In 2023 Oracle cracked down harder trying to get people to pay for licenses and changed their terms such that any company with even 1 employee using an Oracle JVM had to pay for every employee in the company. ridiculous I know.

This is just more news about Oracle's licensing crackdown and not about Java as a whole at all. Think of it more like the Unity licensing change and you're telling people to stop coding in C#.

[–] [email protected] 0 points 3 months ago (1 children)
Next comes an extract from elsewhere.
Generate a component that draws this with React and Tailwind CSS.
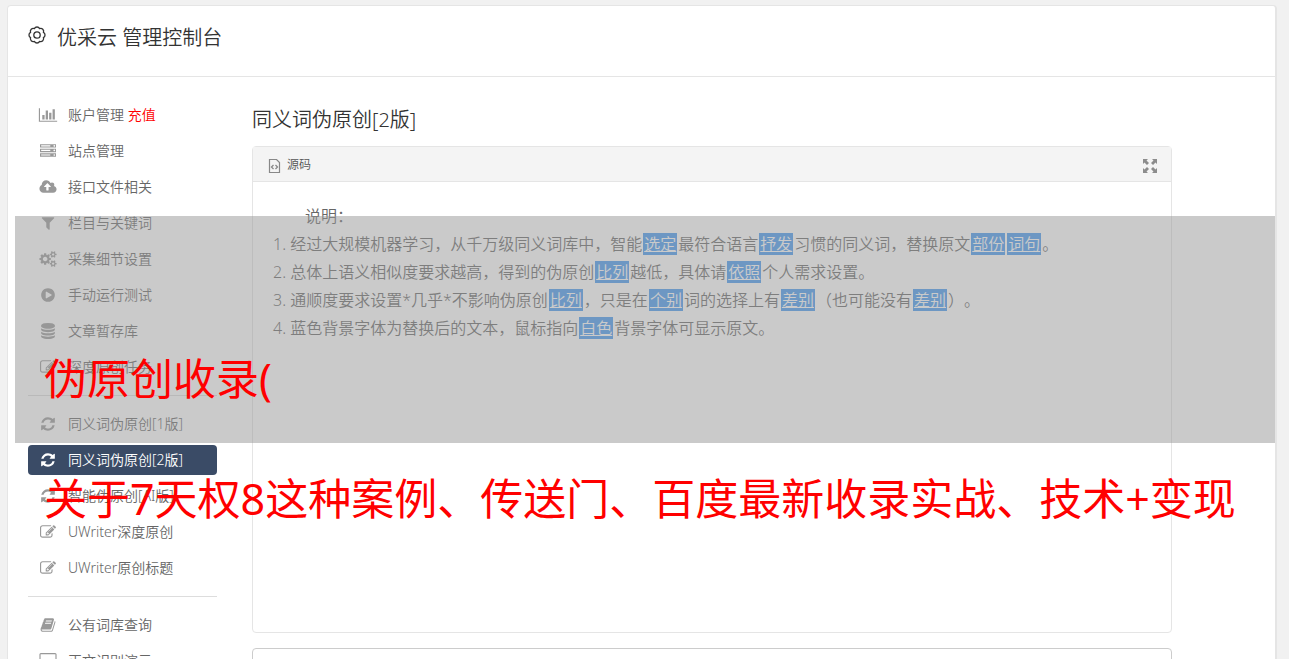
import React, { useState } from 'react';

const ICONS = {
  chart: {
    box: '0 0 2048 1792',
    d: 'M640 896v512h-256v-512h256zm384-512v1024h-256v-1024h256zm1024 1152v128h-2048v-1536h128v1408h1920zm-640-896v768h-256v-768h256zm384-384v1152h-256v-1152h256z',
  },
  server: {
    box: '0 0 1792 1792',
    d: 'M128 1408h1024v-128h-1024v128zm0-512h1024v-128h-1024v128zm1568 448q0-40-28-68t-68-28-68 28-28 68 28 68 68 28 68-28 28-68zm-1568-960h1024v-128h-1024v128zm1568 448q0-40-28-68t-68-28-68 28-28 68 28 68 68 28 68-28 28-68zm0-512q0-40-28-68t-68-28-68 28-28 68 28 68 68 28 68-28 28-68zm96 832v384h-1792v-384h1792zm0-512v384h-1792v-384h1792zm0-512v384h-1792v-384h1792z',
  },
  upload: {
    box: '0 0 1920 1792',
    d: 'M1280 864q0-14-9-23l-352-352q-9-9-23-9t-23 9l-351 351q-10 12-10 24 0 14 9 23t23 9h224v352q0 13 9.5 22.5t22.5 9.5h192q13 0 22.5-9.5t9.5-22.5v-352h224q13 0 22.5-9.5t9.5-22.5zm640 288q0 159-112.5 271.5t-271.5 112.5h-1088q-185 0-316.5-131.5t-131.5-316.5q0-130 70-240t188-165q-2-30-2-43 0-212 150-362t362-150q156 0 285.5 87t188.5 231q71-62 166-62 106 0 181 75t75 181q0 76-41 138 130 31 213.5 135.5t83.5 238.5z',
  },
  filter: {
    box: '0 0 1792 1792',
    d: 'M1595 295q17 41-14 70l-493 493v742q0 42-39 59-13 5-25 5-27 0-45-19l-256-256q-19-19-19-45v-486l-493-493q-31-29-14-70 17-39 59-39h1280q42 0 59 39z',
  },
  cogs: {
    box: '0 0 1920 1792',
    d: 'M896 896q0-106-75-181t-181-75-181 75-75 181 75 181 181 75 181-75 75-181zm768 512q0-52-38-90t-90-38-90 38-38 90q0 53 37.5 90.5t90.5 37.5 90.5-37.5 37.5-90.5zm0-1024q0-52-38-90t-90-38-90 38-38 90q0 53 37.5 90.5t90.5 37.5 90.5-37.5 37.5-90.5zm-384 421v185q0 10-7 19.5t-16 10.5l-155 24q-11 35-32 76 34 48 90 115 7 11 7 20 0 12-7 19-23 30-82.5 89.5t-78.5 59.5q-11 0-21-7l-115-90q-37 19-77 31-11 108-23 155-7 24-30 24h-186q-11 0-20-7.5t-10-17.5l-23-153q-34-10-75-31l-118 89q-7 7-20 7-11 0-21-8-144-133-144-160 0-9 7-19 10-14 41-53t47-61q-23-44-35-82l-152-24q-10-1-17-9.5t-7-19.5v-185q0-10 7-19.5t16-10.5l155-24q11-35 32-76-34-48-90-115-7-11-7-20 0-12 7-20 22-30 82-89t79-59q11 0 21 7l115 90q34-18 77-32 11-108 23-154 7-24 30-24h186q11 0 20 7.5t10 17.5l23 153q34 10 75 31l118-89q8-7 20-7 11 0 21 8 144 133 144 160 0 8-7 19-12 16-42 54t-45 60q23 48 34 82l152 23q10 2 17 10.5t7 19.5zm640 533v140q0 16-149 31-12 27-30 52 51 113 51 138 0 4-4 7-122 71-124 71-8 0-46-47t-52-68q-20 2-30 2t-30-2q-14 21-52 68t-46 47q-2 0-124-71-4-3-4-7 0-25 51-138-18-25-30-52-149-15-149-31v-140q0-16 149-31 13-29 30-52-51-113-51-138 0-4 4-7 4-2 35-20t59-34 30-16q8 0 46 46.5t52 67.5q20-2 30-2t30 2q51-71 92-112l6-2q4 0 124 70 4 3 4 7 0 25-51 138 17 23 30 52 149 15 149 31zm0-1024v140q0 16-149 31-12 27-30 52 51 113 51 138 0 4-4 7-122 71-124 71-8 0-46-47t-52-68q-20 2-30 2t-30-2q-14 21-52 68t-46 47q-2 0-124-71-4-3-4-7 0-25 51-138-18-25-30-52-149-15-149-31v-140q0-16 149-31 13-29 30-52-51-113-51-138 0-4 4-7 4-2 35-20t59-34 30-16q8 0 46 46.5t52 67.5q20-2 30-2t30 2q51-71 92-112l6-2q4 0 124 70 4 3 4 7 0 25-51 138 17 23 30 52 149 15 149 31z',
  },
  play: {
    box: '0 0 1792 1792',
    d: 'M896 128q209 0 385.5 103t279.5 279.5 103 385.5-103 385.5-279.5 279.5-385.5 103-385.5-103-279.5-279.5-103-385.5 103-385.5 279.5-279.5 385.5-103zm384 823q32-18 32-55t-32-55l-544-320q-31-19-64-1-32 19-32 56v640q0 37 32 56 16 8 32 8 17 0 32-9z',
  },
  database: {
    box: '0 0 1792 1792',
    d: 'M896 768q237 0 443-43t325-127v170q0 69-103 128t-280 93.5-385 34.5-385-34.5-280-93.5-103-128v-170q119 84 325 127t443 43zm0 768q237 0 443-43t325-127v170q0 69-103 128t-280 93.5-385 34.5-385-34.5-280-93.5-103-128v-170q119 84 325 127t443 43zm0-384q237 0 443-43t325-127v170q0 69-103 128t-280 93.5-385 34.5-385-34.5-280-93.5-103-128v-170q119 84 325 127t443 43zm0-1152q208 0 385 34.5t280 93.5 103 128v128q0 69-103 128t-280 93.5-385 34.5-385-34.5-280-93.5-103-128v-128q0-69 103-128t280-93.5 385-34.5z',
  },
  edit: {
    box: '0 0 1792 1792',
    d: 'M888 1184l116-116-152-152-116 116v56h96v96h56zm440-720q-16-16-33 1l-350 350q-17 17-1 33t33-1l350-350q17-17 1-33zm80 594v190q0 119-84.5 203.5t-203.5 84.5h-832q-119 0-203.5-84.5t-84.5-203.5v-832q0-119 84.5-203.5t203.5-84.5h832q63 0 117 25 15 7 18 23 3 17-9 29l-49 49q-14 14-32 8-23-6-45-6h-832q-66 0-113 47t-47 113v832q0 66 47 113t113 47h832q66 0 113-47t47-113v-126q0-13 9-22l64-64q15-15 35-7t20 29zm-96-738l288 288-672 672h-288v-288zm444 132l-92 92-288-288 92-92q28-28 68-28t68 28l152 152q28 28 28 68t-28 68z',
  },
  refresh: {
    box: '0 0 1792 1792',
    d: 'M1639 1056q0 5-1 7-64 268-268 434.5t-478 166.5q-146 0-282.5-55t-243.5-157l-129 129q-19 19-45 19t-45-19-19-45v-448q0-26 19-45t45-19h448q26 0 45 19t19 45-19 45l-137 137q71 66 161 102t187 36q134 0 250-65t186-179q11-17 53-117 8-23 30-23h192q13 0 22.5 9.5t9.5 22.5zm25-800v448q0 26-19 45t-45 19h-448q-26 0-45-19t-19-45 19-45l138-138q-148-137-349-137-134 0-250 65t-186 179q-11 17-53 117-8 23-30 23h-199q-13 0-22.5-9.5t-9.5-22.5v-7q65-268 270-434.5t480-166.5q146 0 284 55.5t245 156.5l130-129q19-19 45-19t45 19 19 45z',
  },
  book: {
    box: '0 0 1792 1792',
    d: 'M1703 478q40 57 18 129l-275 906q-19 64-76.5 107.5t-122.5 43.5h-923q-77 0-148.5-53.5t-99.5-131.5q-24-67-2-127 0-4 3-27t4-37q1-8-3-21.5t-3-19.5q2-11 8-21t16.5-23.5 16.5-23.5q23-38 45-91.5t30-91.5q3-10 .5-30t-.5-28q3-11 17-28t17-23q21-36 42-92t25-90q1-9-2.5-32t.5-28q4-13 22-30.5t22-22.5q19-26 42.5-84.5t27.5-96.5q1-8-3-25.5t-2-26.5q2-8 9-18t18-23 17-21q8-12 16.5-30.5t15-35 16-36 19.5-32 26.5-23.5 36-11.5 47.5 5.5l-1 3q38-9 51-9h761q74 0 114 56t18 130l-274 906q-36 119-71.5 153.5t-128.5 34.5h-869q-27 0-38 15-11 16-1 43 24 70 144 70h923q29 0 56-15.5t35-41.5l300-987q7-22 5-57 38 15 59 43zm-1064 2q-4 13 2 22.5t20 9.5h608q13 0 25.5-9.5t16.5-22.5l21-64q4-13-2-22.5t-20-9.5h-608q-13 0-25.5 9.5t-16.5 22.5zm-83 256q-4 13 2 22.5t20 9.5h608q13 0 25.5-9.5t16.5-22.5l21-64q4-13-2-22.5t-20-9.5h-608q-13 0-25.5 9.5t-16.5 22.5z',
  },
  desktop: {
    box: '0 0 1920 1792',
    d: 'M1792 992v-832q0-13-9.5-22.5t-22.5-9.5h-1600q-13 0-22.5 9.5t-9.5 22.5v832q0 13 9.5 22.5t22.5 9.5h1600q13 0 22.5-9.5t9.5-22.5zm128-832v1088q0 66-47 113t-113 47h-544q0 37 16 77.5t32 71 16 43.5q0 26-19 45t-45 19h-512q-26 0-45-19t-19-45q0-14 16-44t32-70 16-78h-544q-66 0-113-47t-47-113v-1088q0-66 47-113t113-47h1600q66 0 113 47t47 113z',
  },
};

const MENU = [
  [
    { id: 'account', icon: 'chart', label: '账户管理', extra: '充值' },
    { id: 'sites', icon: 'server', label: '站点管理' },
    { id: 'api', icon: 'upload', label: '接口文件相关' },
    { id: 'keywords', icon: 'filter', label: '栏目与关键词' },
    { id: 'collect', icon: 'cogs', label: '采集细节设置' },
    { id: 'test', icon: 'play', label: '手动运行测试' },
    { id: 'drafts', icon: 'database', label: '文章暂存库' },
    { id: 'deep', icon: 'edit', label: '深度原创任务' },
  ],
  [
    { id: 'syn1', icon: 'refresh', label: '同义词伪原创[1版]' },
    { id: 'syn2', icon: 'refresh', label: '同义词伪原创[2版]' },
    { id: 'ai', icon: 'refresh', label: '智能伪原创[AI版]' },
    { id: 'uwriter', icon: 'edit', label: 'UWriter深度原创' },
    { id: 'uwriter-title', icon: 'edit', label: 'UWriter原创标题' },
  ],
  [
    { id: 'lexicon', icon: 'book', label: '公有词库查询' },
    { id: 'extract', icon: 'desktop', label: '正文识别演示' },
  ],
];

const Icon = ({ name }) => (
  <svg viewBox={ICONS[name].box} className="h-4 w-5 shrink-0" fill="currentColor" aria-hidden="true">
    <path d={ICONS[name].d} />
  </svg>
);

const GearIcon = () => (
  <svg
    viewBox="0 0 18 18"
    className="mt-[3px] h-[18px] w-[18px] shrink-0"
    fill="none"
    stroke="currentColor"
    strokeWidth="1.3"
    strokeLinejoin="round"
    aria-hidden="true"
  >
    <path d="M15.4 6.4A2.900 2.900 0 0 1 15.4 11.6A2.900 2.900 0 0 1 11.6 15.4A2.900 2.900 0 0 1 6.4 15.4A2.900 2.900 0 0 1 2.6 11.6A2.900 2.900 0 0 1 2.6 6.4A2.900 2.900 0 0 1 6.4 2.6A2.900 2.900 0 0 1 11.6 2.6A2.900 2.900 0 0 1 15.4 6.4z" />
    <circle cx="9" cy="9" r="3.2" />
  </svg>
);

// Replaced word
const W = ({ children }) => (
  <span className="mx-px bg-[#4598f0] px-px text-white underline">{children}</span>
);

const Sidebar = () => {
  const [active, setActive] = useState('syn2');

  return (
    <nav className="w-[189px] shrink-0">
      {MENU.map((group, i) => (
        <ul
          key={i}
          className={`flex flex-col gap-1.5 ${i > 0 ? 'mt-[13px] border-t border-[#ddd] pt-[13px]' : ''}`}
        >
          {group.map((item) => (
            <li key={item.id}>
              <a
                href={`#${item.id}`}
                onClick={() => setActive(item.id)}
                className={`flex h-[30px] items-center gap-2.5 rounded px-2.5 text-sm ${
                  active === item.id ? 'bg-[#3a4b66] text-white' : 'text-[#666]'
                }`}
              >
                <span className={active === item.id ? 'text-white' : 'text-[#999]'}>
                  <Icon name={item.icon} />
                </span>
                <span>
                  {item.label}
                  {item.extra && <span className="text-[#f00]"> {item.extra}</span>}
                </span>
              </a>
            </li>
          ))}
        </ul>
      ))}
    </nav>
  );
};

const SourcePanel = () => (
  <section className="min-h-[487px] rounded border border-[#e5e5e5]">
    <div className="flex h-[35px] items-center justify-between border-b border-[#e5e5e5] bg-[#f4f4f4] px-3.5">
      <div className="flex items-center gap-1.5 pt-0.5 text-xs text-[#555]">
        <svg viewBox="0 0 14 14" className="mt-0.5 h-3.5 w-3.5" fill="none" stroke="#888" aria-hidden="true">
          <path d="M2.500.5h7l3 3v10h-10z" strokeWidth="1.200" />
          <path d="M6.500 6L4.500 8l2 2M8.500 6l2 2-2 2" strokeWidth="1.300" />
        </svg>
        源码
      </div>
      <button type="button" aria-label="全屏" className="mt-1 text-[#8c8c8c]">
        <svg viewBox="0 0 14 14" className="h-3.5 w-3.5" fill="currentColor" aria-hidden="true">
          <path d="M0 0h5L3.500 1.500 6 4 4 6 1.500 3.500 0 5zM14 0v5l-1.500-1.500L10 6 8 4l2.500-2.500L9 0zM0 14V9l1.500 1.500L4 8l2 2-2.500 2.500L5 14zM14 14H9l1.500-1.500L8 10l2-2 2.500 2.500L14 9z" />
        </svg>
      </button>
    </div>
    <div className="px-5 py-5 text-base leading-7 text-[#666] [text-spacing-trim:space-all]">
      <p className="indent-8">说明：</p>
      <ol className="list-inside list-decimal">
        <li>
          经过大规模机器学习，从千万级同义词库中，智能<W>选定</W>最符合语言<W>抒发</W>习惯的同义词，替换原文<W>部份</W><W>词句</W>。
        </li>
        <li>
          总体上语义相似度要求越高，得到的伪原创<W>比列</W>越低，具体请<W>依照</W>个人需求设置。
        </li>
        <li>
          通顺度要求设置*几乎*不影响伪原创<W>比列</W>，只是在<W>个别</W>词的选择上有<W>差别</W>（也可能没有<W>差别</W>）。
        </li>
        <li>
          蓝色背景字体为替换后的文本，鼠标指向<W>白色</W>背景字体可显示原文。
        </li>
      </ol>
    </div>
  </section>
);

export default function App() {
  return (
    <div className="relative h-screen overflow-hidden bg-[#f1f1f1] pt-[5px] pr-3 pl-[7px] font-['Noto_Sans','Noto_Sans_CJK_SC',sans-serif] font-[350]">
      <div className="rounded border border-r-2 border-[#e5e5e5] bg-white">
        <header className="flex h-[71px] items-start gap-[11px] border-b border-[#e5e5e5] px-5 pt-[17px] text-[#333]">
          <GearIcon />
          <h1 className="text-xl leading-[30px]">优采云 管理控制台</h1>
        </header>

        <div className="flex gap-[35px] pt-[23px] pr-[103px] pl-5">
          <Sidebar />
          <main className="flex min-w-0 flex-1 flex-col gap-[15px]">
            <div>
              <h2 className="mt-[5px] mb-[11px] text-xl leading-[30px] text-[#333]">同义词伪原创[2版]</h2>
              <SourcePanel />
            </div>
            <textarea aria-label="原文" className="h-40 w-full resize-none rounded border border-[#ccc]" />
          </main>
        </div>
      </div>

      {/* Title banner laid over the page */}
      <div className="absolute top-[216px] right-[14px] left-[15px] h-[227px] bg-[#969696]/50" />
      <div className="absolute top-[319px] left-11 text-[43px] leading-[120px] font-normal whitespace-nowrap text-[#f00]">
        <p>伪原创收录(</p>
        <p>关于7天权8这种案例、传送门、百度最新收录实战、技术+变现</p>
      </div>
    </div>
  );
}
I'm aware of the jdk alternatives and I will never use any of them because Oracle might some day decide that they're an IP violation like they did with Google's Android. I'm sure you'll tell me something about the licensing being different but that still will not matter because there is always the possibility that Oracle will change their mind and start messing with me for sport. The Java ecosystem is rotten from the top down because Oracle cannot be trusted.

[–] [email protected] 1 points 3 months ago (1 children)

Oracle might some day decide that they're an IP violation like they did with Google's Android

They lost that case. It went all the way to the US Supreme Court and set a binding precedent that an API re-implementation falls under the Fair Use doctrine. Maybe Oracle could try some excuse to say that OpenJDK is different enough from what Android did for that precedent to apply, but it would be a major uphill battle, and they know it.

[–] [email protected] 0 points 3 months ago (1 children)

It was expensive for Google and fighting them would destroy most companies. It's cheaper to avoid the ecosystem entirely.

[–] [email protected] 1 points 3 months ago

It was expensive for Google, but they've done the hard work of establishing the precedent. It's much easier to fight when you have a strong binding precedent on your side.